<300>

204. A L'ÉLECTRICE MARIE-ANTONIE DE SAXE.

(Potsdam) 27 juin 1777.



Madame ma sœur,

Si les enchantements de la diva Antonia opéraient entièrement sur mon cerveau, il serait déjà renversé; je pousserais l'illusion à croire que je puis l'instruire et l'amuser. Mais, madame, un reste de raison écarte ces prestiges, et me convainc que V. A. R. sait mieux que moi les choses sur lesquelles a roulé notre correspondance, et que, par une maladie que les Grecs appellent une logodiarrhée,a j'ai trop discuté et même trop rabâché ces matières. Parler de sciences à V. A. R., c'est vouloir porter des corneilles à Corinthe,b des modes à Paris, ou de la folie aux Polonais. Je suis comme un escargot qui a mis imprudemment sa tête hors de sa coquille, mais qui la retire bien vite.

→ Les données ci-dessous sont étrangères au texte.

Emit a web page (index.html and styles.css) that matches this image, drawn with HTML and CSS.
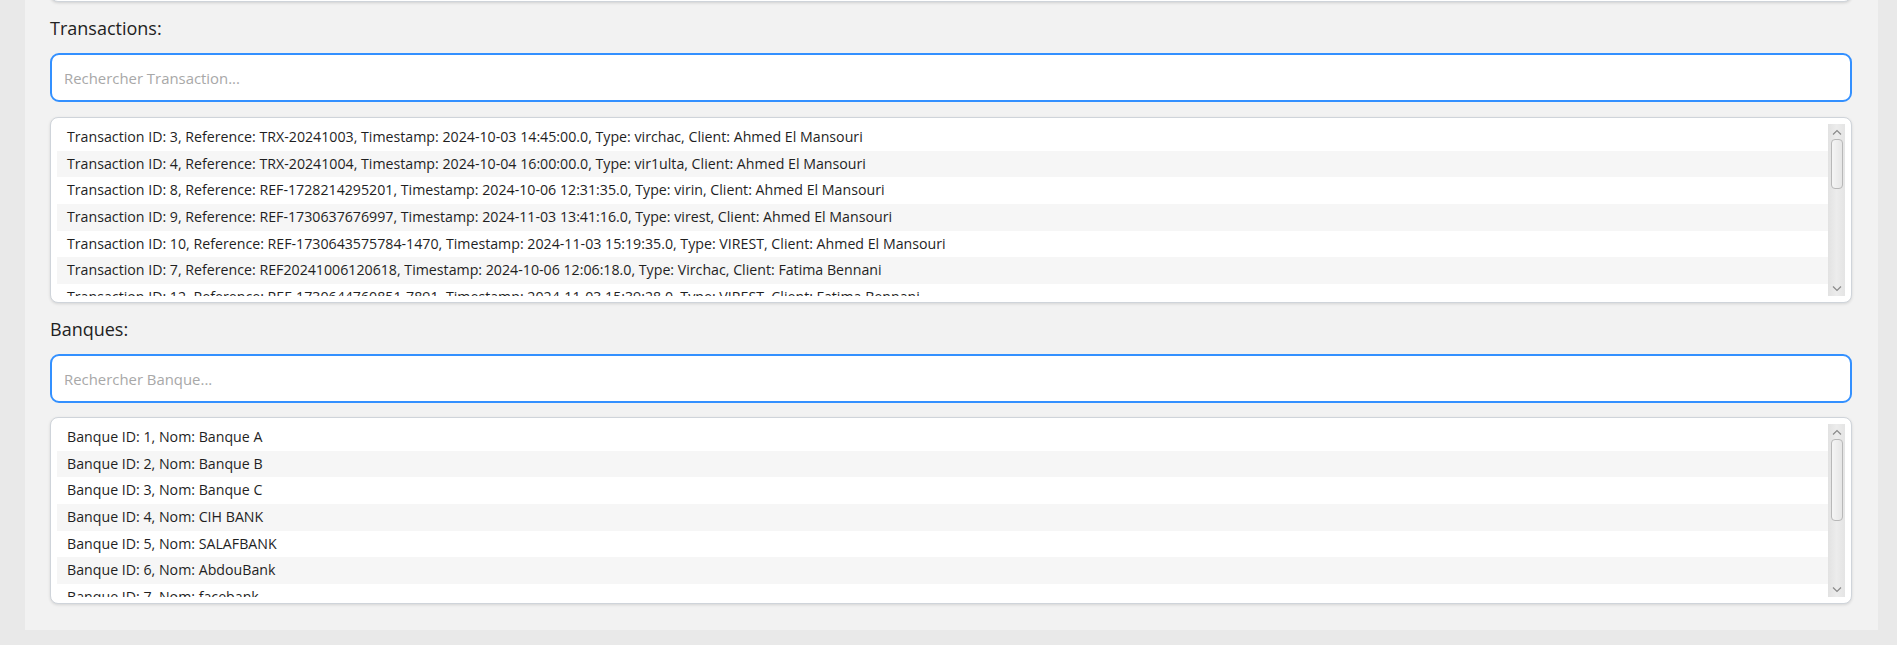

C'est aux vrais savants, aux sages (s'il en est) à éclairer le monde, et aux gens comme moi à profiter de leurs instructions, mais non pas à se croire assez instruits pour en donner aux autres. Je demande pardon à V. A. R. de m'être ainsi échappé; enchanté de lui écrire, une certaine ivresse m'a saisi, et m'a entraîné au delà des bornes que je devais me prescrire. Voilà, madame, ce qui peut arriver à tous ceux qui auront l'honneur de vous écrire; vos bontés et votre indulgence enhardissent le quidam, qui sort imperceptiblement de sa modestie naturelle, et dégoise ce qu'il sait et qu'il ne sait pas. Toutes les fois que V. A. R. aura la bonté de m'adresser de ses lettres, je me dirai : Souviens-toi que tu es un obscur habitant des bords de la Baltique, que tu végètes dans le pays des Obotrites, et que tu descends de ces peuples auxquels Charlemagne apprit leur catéchisme à coups de bâton. Cette petite récapitulation peut humilier celui qui la fait, et résister aux en-


a Voyez t. XXIII, p. 399.

b Frédéric veut dire : porter des chouettes à Athènes, comme ci-dessus, p. 95. Quant à l'expression aller à Corinthe, il l'applique avec justesse dans quelques lettres, p. e. t. XX, p. 320, et t. XXI, p. 205. Voyez, du reste, ci-dessus, p. 92.